Filippo Maradei (ha votato 8 questo disco) alle 21:03 del 24 luglio 2011 ha scritto:

RE:

Lui m'è dispiaciuto un sacco non vederlo, ma ero in rosso perso con le finanze del mese... contento però per le buonissime impressioni. Grazie Carlè per il mini-report.

salvatore (ha votato 7 questo disco) alle 14:39 del 21 gennaio 2012 ha scritto:

Lavoro molto affascinante e molto complesso. Distante, a mio avviso, sia da Blake che da Woon. Qui mi sembra il minimalismo (inteso nel senso classico del termine), l'asse portante. L'iniziale Etre, è quasi musica concreta, per quanto ne capisca davvero poco...

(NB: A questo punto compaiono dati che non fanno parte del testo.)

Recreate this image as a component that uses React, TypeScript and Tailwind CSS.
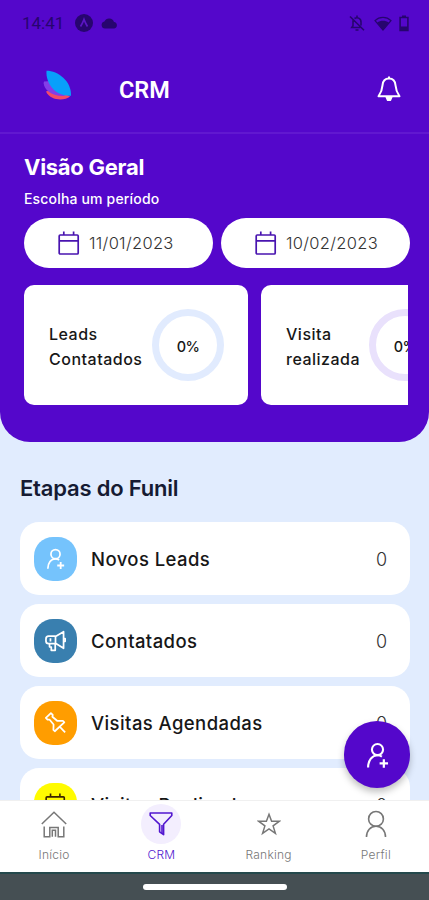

Too many kids è spettacolare e bellissime sono pure keep me there, problems with the sun e I got a woman. A volte però cade un po' troppo nel cerebrale e la cosa non mi entusiasma del tutto. E' un lavoro articolatissimo e curato nel più piccolo dettaglio, ma perde qualcosa in piacevolezza. La ricerca è importantissima. Quando si unisce al piacere diventa sublime.

Qui non sempre succede...

target (ha votato 8 questo disco) alle 14:59 del 15 maggio 2012 ha scritto:

Piccola curiosità (magari per collezionisti), che è anche un piccolo aggiornamento per chi vorrà acquistare il disco: lo scorso autunno sono state ritirate dai negozi tutte le copie dell'album, che è stato ristampato - per ora solo su LP - senza la traccia 6 ("I got a woman"). Pare che ci siano beghe legali su un sample contenuto in quel brano.